A few hours ago, he presented the Plan for affordable energy at the headquarters of the European Commission, in which recommendations and initiatives are set out for this purpose, when he spoke by telephone with EL PAÍS. The European communication, the legal form that this initiative takes, includes various pieces of advice to the Member States that Brussels has been giving for years, such as the need to promote transport networks (gas pipelines, hydro pipelines, high-voltage networks) to create a true single energy market that will lower prices and thus facilitate competition. Why are the capitals now going to follow this request? “If we do not significantly expand our networks and interconnect more, we will not be able to make the ecological transition that we need nor will we be able to lower prices as we want. We will also not be able to stop depending on fossil fuels from abroad. So we really have no choice. We have to expand our networks,” he answers.
Before coming to Brussels, Jorgensen was a minister in his country. He was responsible for Development Cooperation and Climate Policy. Now he is in charge of a complicated portfolio that many member states wanted but which Denmark finally won for this social democrat who now, when he sees the current prices of fuels such as gas, doubts that the markets are completely efficient. “We need more transparency and control in the gas market. The Commission has set up a working group that is analysing the market right now. In addition, we are very aware that the various regulatory oversight mechanisms and institutions need to be more vigorous in scrutiny, because today the price is so high that we are not sure that they really reflect the difference between supply and demand, which is what they should [reflect].”
Transparency in the markets and a single energy market are two of the proposals put forward by the Commission to reduce prices, but there are more. Brussels is looking at tax collection, taxes, surcharges and fees charged by administrations that make consumption more expensive for families and companies. “Many countries have great potential to reduce prices by lowering rates, especially for electricity. If this is done, there will be a higher rate of electrification, which also leads to greater energy efficiency, which in turn leads to lower prices,” says the commissioner.
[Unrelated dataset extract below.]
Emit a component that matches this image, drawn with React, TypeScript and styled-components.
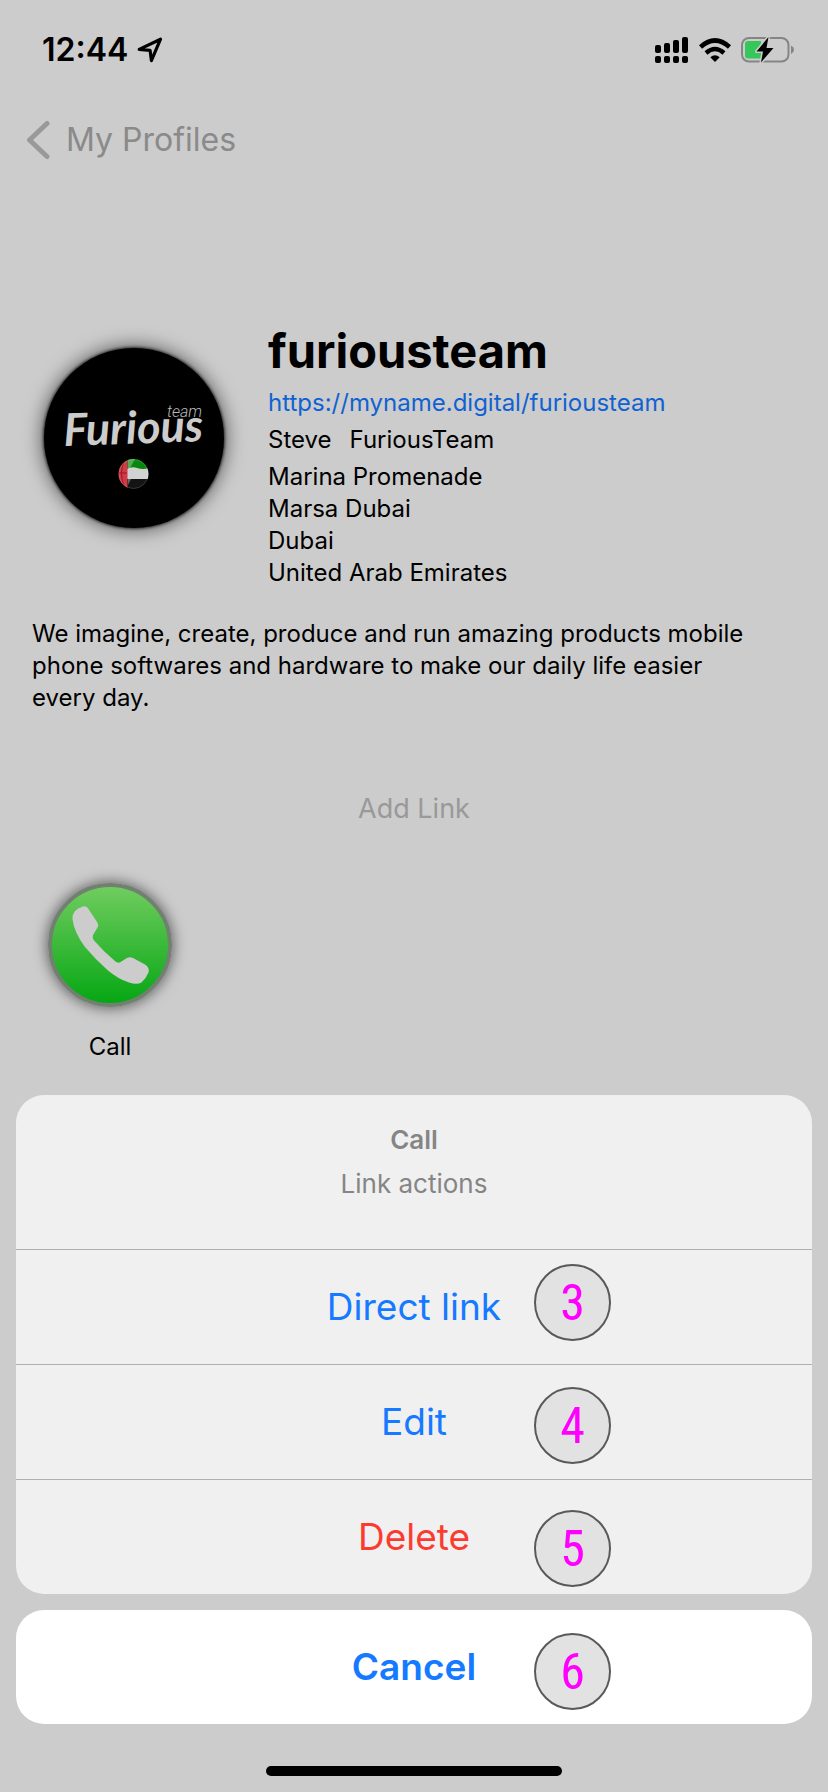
import React from "react";
import styled, { createGlobalStyle } from "styled-components";

const GlobalStyle = createGlobalStyle`
  * { box-sizing: border-box; }
  body {
    margin: 0;
    background: #ccc;
    color: #000;
    font-family: Inter, "Liberation Sans", sans-serif;
  }
  h1, h2, p { margin: 0; font-weight: 400; }
  button {
    font-family: inherit;
    border: 0;
    padding: 0;
    background: none;
    cursor: pointer;
  }
`;

const Page = styled.div`
  min-height: 100vh;
  display: flex;
  flex-direction: column;
`;

const StatusBar = styled.header`
  display: flex;
  align-items: center;
  justify-content: space-between;
  height: 100px;
  padding: 0 34px 0 42px;
`;

const StatusGroup = styled.div<{ $gap: number }>`
  display: flex;
  align-items: center;
  gap: ${(p) => p.$gap}px;
`;

const Clock = styled.time`
  font-size: 32px;
  line-height: 40px;
  font-weight: 600;
`;

const BackButton = styled.button`
  align-self: flex-start;
  display: flex;
  align-items: center;
  gap: 14px;
  margin: 20px 0 0 26px;
  font-size: 32px;
  line-height: 40px;
  color: #8a8a8a;
`;

const Profile = styled.section`
  display: flex;
  gap: 44px;
  margin-top: 162px;
  padding: 0 32px 0 44px;
`;

const Avatar = styled.div`
  flex: none;
  width: 180px;
  height: 180px;
  margin-top: 26px;
  border-radius: 50%;
  background: #000;
  box-shadow: 0 0 3px 1px rgba(0, 0, 0, 0.7), 0 0 18px 3px rgba(0, 0, 0, 0.5);
`;

const Details = styled.div`
  min-width: 0;
  font-size: 24px;
  line-height: 32px;
`;

const ProfileName = styled.h1`
  font-size: 47px;
  line-height: 58px;
  font-weight: 700;
`;

const ProfileLink = styled.a`
  display: block;
  margin-top: 7px;
  color: #1062d2;
  text-decoration: none;
`;

const PersonName = styled.p`
  display: flex;
  gap: 18px;
  margin: 5px 0;
`;

const Bio = styled.p`
  max-width: 780px;
  margin-top: 29px;
  padding: 0 32px;
  font-size: 24px;
  line-height: 32px;
`;

const AddLink = styled.button`
  align-self: center;
  margin-top: 75px;
  font-size: 27px;
  line-height: 40px;
  color: #999;
`;

const LinkGrid = styled.section`
  display: flex;
  flex-wrap: wrap;
  margin-top: 54px;
  padding: 0 48px;
`;

const LinkTile = styled.button`
  display: flex;
  flex-direction: column;
  align-items: center;
  gap: 24px;
  font-size: 24px;
  line-height: 32px;
  color: #000;
`;

const TileIcon = styled.span`
  display: block;
  width: 124px;
  height: 124px;
  border-radius: 50%;
  box-shadow: 0 0 14px 1px rgba(0, 0, 0, 0.55);
`;

const SheetArea = styled.div`
  position: relative;
  display: flex;
  flex-direction: column;
  gap: 16px;
  margin-top: auto;
  padding: 32px 16px 42px;
`;

const Sheet = styled.section<{ $solid?: boolean }>`
  overflow: hidden;
  border-radius: 28px;
  background: ${(p) => (p.$solid ? "#fff" : "#f0f0f0")};
`;

const SheetHeader = styled.div`
  height: 154px;
  padding-top: 23px;
  font-size: 26px;
  line-height: 44px;
  text-align: center;
  color: #858585;
`;

const SheetTitle = styled.h2`
  font-size: 26px;
  line-height: 44px;
  font-weight: 600;
`;

const SheetAction = styled.button<{ $danger?: boolean; $strong?: boolean }>`
  display: block;
  width: 100%;
  height: ${(p) => (p.$strong ? 114 : 115)}px;
  border-top: ${(p) => (p.$strong ? "0" : "1px solid #b0b0b0")};
  font-size: 37px;
  line-height: 48px;
  font-weight: ${(p) => (p.$strong ? 600 : 400)};
  color: ${(p) => (p.$danger ? "#fb3b30" : "#157aff")};
`;

const Markers = styled.ol`
  position: absolute;
  bottom: 56px;
  left: calc(50% + 120px);
  display: flex;
  flex-direction: column;
  gap: 46px;
  margin: 0;
  padding: 0;
  list-style: none;
  pointer-events: none;
`;

const Marker = styled.li`
  display: flex;
  align-items: center;
  justify-content: center;
  width: 77px;
  height: 77px;
  border: 2px solid #595959;
  border-radius: 50%;
  background: #e2e2e2;
  font-family: "Roboto Condensed", "Liberation Sans Narrow", Roboto, sans-serif;
  font-size: 50px;
  line-height: 60px;
  color: #f0f;
`;

const HomeIndicator = styled.div`
  flex: none;
  align-self: center;
  width: 296px;
  height: 10px;
  margin-bottom: 16px;
  border-radius: 5px;
  background: #000;
`;

const LocationIcon = () => (
  <svg width="26" height="26" viewBox="0 0 26 26" aria-hidden="true">
    <path
      d="M2.2 12.4 L23.5 2.2 L14.4 23.6 L13.1 13.4 Z"
      fill="none"
      stroke="#000"
      strokeWidth="3.2"
      strokeLinejoin="round"
    />
  </svg>
);

const SignalIcon = () => (
  <svg width="34" height="27" viewBox="0 0 34 27" aria-hidden="true">
    {[8, 6, 3, 0].map((y, i) => (
      <g key={y}>
        <rect x={i * 9} y={y} width="6" height={16 - y} rx="2" />
        <rect x={i * 9} y="19" width="6" height="7" rx="2" />
      </g>
    ))}
  </svg>
);

const WifiIcon = () => (
  <svg width="32" height="25" viewBox="0 0 32 25" aria-hidden="true">
    <path d="M1.5 9 Q16 -4 30.5 9" fill="none" stroke="#000" strokeWidth="4.6" />
    <path d="M7 15 Q16 7 25 15" fill="none" stroke="#000" strokeWidth="4.4" />
    <path d="M16 24 L11.3 19.2 Q16 15.4 20.7 19.2 Z" />
  </svg>
);

const BatteryIcon = () => (
  <svg width="53" height="28" viewBox="0 0 53 28" aria-hidden="true">
    <rect x="1" y="2" width="46.5" height="23.5" rx="7" fill="none" stroke="#858585" strokeWidth="2" />
    <path d="M50 9.5 Q53 11 53 13.8 Q53 16.5 50 18 Z" fill="#858585" />
    <path d="M7 5 H20 V22.5 H7 Q4 22.5 4 19.5 V8 Q4 5 7 5 Z" fill="#34c759" />
    <path
      d="M27.5 1 L15.5 15.5 H22 L20 26.5 L32.5 12 H25.5 Z"
      stroke="#ccc"
      strokeWidth="3"
      paintOrder="stroke"
      strokeLinejoin="round"
    />
  </svg>
);

const BackIcon = () => (
  <svg width="26" height="40" viewBox="0 0 26 40" aria-hidden="true">
    <path
      d="M21 3.5 L3.5 20 L21 36.5"
      fill="none"
      stroke="#999"
      strokeWidth="5"
      strokeLinecap="round"
      strokeLinejoin="round"
    />
  </svg>
);

const TeamLogo = () => (
  <svg width="180" height="180" viewBox="0 0 180 180" role="img" aria-label="Furious team">
    <text
      x="20"
      y="98"
      fill="#ccc"
      fontFamily="Lato, sans-serif"
      fontSize="45"
      fontStyle="italic"
      fontWeight="700"
      transform="rotate(-2 20 98)"
    >
      Furious
    </text>
    <text x="123" y="69" fill="#bbb" fontFamily="Roboto, sans-serif" fontSize="16" fontStyle="italic" fontWeight="300">
      team
    </text>
    <clipPath id="flag">
      <circle cx="89.5" cy="126" r="15" />
    </clipPath>
    <g clipPath="url(#flag)">
      <rect x="74" y="110" width="31" height="11" fill="#07870d" />
      <path d="M84 111 H91 L84 124 Z" fill="#55a957" />
      <path d="M83 121 Q88 118 93 120 Q99 122 105 120 V131 H83 Z" fill="#d2d2d2" />
      <rect x="83" y="131" width="22" height="11" fill="#141414" />
      <path d="M84 131 V137 L87 131 Z" fill="#666" />
      <rect x="74" y="110" width="9.5" height="32" fill="#cf3c48" />
      <path d="M75 125 H83 M80 113 Q75 125 80 138" stroke="#a11420" fill="none" />
    </g>
    <circle cx="89.5" cy="126" r="14.5" fill="none" stroke="#fff" strokeOpacity="0.15" />
  </svg>
);

const PhoneIcon = () => (
  <svg width="124" height="124" viewBox="0 0 124 124" aria-hidden="true">
    <defs>
      <linearGradient id="call" x1="0" y1="0" x2="0" y2="1">
        <stop offset="0" stopColor="#72cd60" />
        <stop offset="1" stopColor="#04a612" />
      </linearGradient>
    </defs>
    <circle cx="62" cy="62" r="60" fill="url(#call)" stroke="#718071" strokeWidth="4" />
    <path
      d="M35 23.5 Q38.5 22.5 40.5 26 L49 39 Q51 42 49.5 44.5 L45 52 Q44 54.5 46 57.5 Q55 68 67.5 78.5 Q70 80.5 72.5 79 L79 75 Q82 73.5 85 75 L97 81.5 Q102 85 100.5 89.5 Q98 95.5 93.5 99.5 Q89 102 81 99.5 Q70 96 60 87.5 Q47 76 37 64 Q26 49 24.5 36 Q24 26.5 35 23.5 Z"
      fill="#ccc"
    />
  </svg>
);

const actions = [
  { label: "Direct link", danger: false },
  { label: "Edit", danger: false },
  { label: "Delete", danger: true },
];

export default function App() {
  return (
    <Page>
      <GlobalStyle />
      <StatusBar>
        <StatusGroup $gap={9}>
          <Clock>12:44</Clock>
          <LocationIcon />
        </StatusGroup>
        <StatusGroup $gap={10}>
          <SignalIcon />
          <WifiIcon />
          <BatteryIcon />
        </StatusGroup>
      </StatusBar>

      <BackButton type="button">
        <BackIcon />
        My Profiles
      </BackButton>

      <Profile>
        <Avatar>
          <TeamLogo />
        </Avatar>
        <Details>
          <ProfileName>furiousteam</ProfileName>
          <ProfileLink href="https://myname.digital/furiousteam">https://myname.digital/furiousteam</ProfileLink>
          <PersonName>
            <span>Steve</span>
            <span>FuriousTeam</span>
          </PersonName>
          <p>Marina Promenade</p>
          <p>Marsa Dubai</p>
          <p>Dubai</p>
          <p>United Arab Emirates</p>
        </Details>
      </Profile>

      <Bio>
        We imagine, create, produce and run amazing products mobile phone softwares and hardware to make our daily life
        easier every day.
      </Bio>

      <AddLink type="button">Add Link</AddLink>

      <LinkGrid>
        <LinkTile type="button">
          <TileIcon>
            <PhoneIcon />
          </TileIcon>
          Call
        </LinkTile>
      </LinkGrid>

      <SheetArea>
        <Sheet>
          <SheetHeader>
            <SheetTitle>Call</SheetTitle>
            <p>Link actions</p>
          </SheetHeader>
          {actions.map((a) => (
            <SheetAction key={a.label} type="button" $danger={a.danger}>
              {a.label}
            </SheetAction>
          ))}
        </Sheet>
        <Sheet $solid>
          <SheetAction type="button" $strong>
            Cancel
          </SheetAction>
        </Sheet>
        <Markers>
          {[3, 4, 5, 6].map((n) => (
            <Marker key={n}>{n}</Marker>
          ))}
        </Markers>
      </SheetArea>
      <HomeIndicator />
    </Page>
  );
}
In the obsession with lowering prices, there is only one exception: Russia. “We continue to import Russian gas, which is totally unacceptable. In fact, what we are doing when we buy it is indirectly financing Putin’s war against Ukraine.” Although for Jorgensen there are solutions that do not have to involve paying more expensive fuel: “We have to look for alternatives. Now it is clear that the best thing we can do is use less gas.”
However, he admits, it is not easy to do so immediately: “In the short term we will still need gas. And that also means we need to look at other possibilities. Some are not just liquefied natural gas (LNG), we can also get gas from Norway via pipelines, for example, and from other places in the world. But the LNG market will probably have to become more diversified than it is today and the United States is certainly a possible source.” And isn’t that more expensive? “Prices are set on the market regardless of where it comes from. [...] What we do say is that we will not buy Russian gas in the future,” he concludes.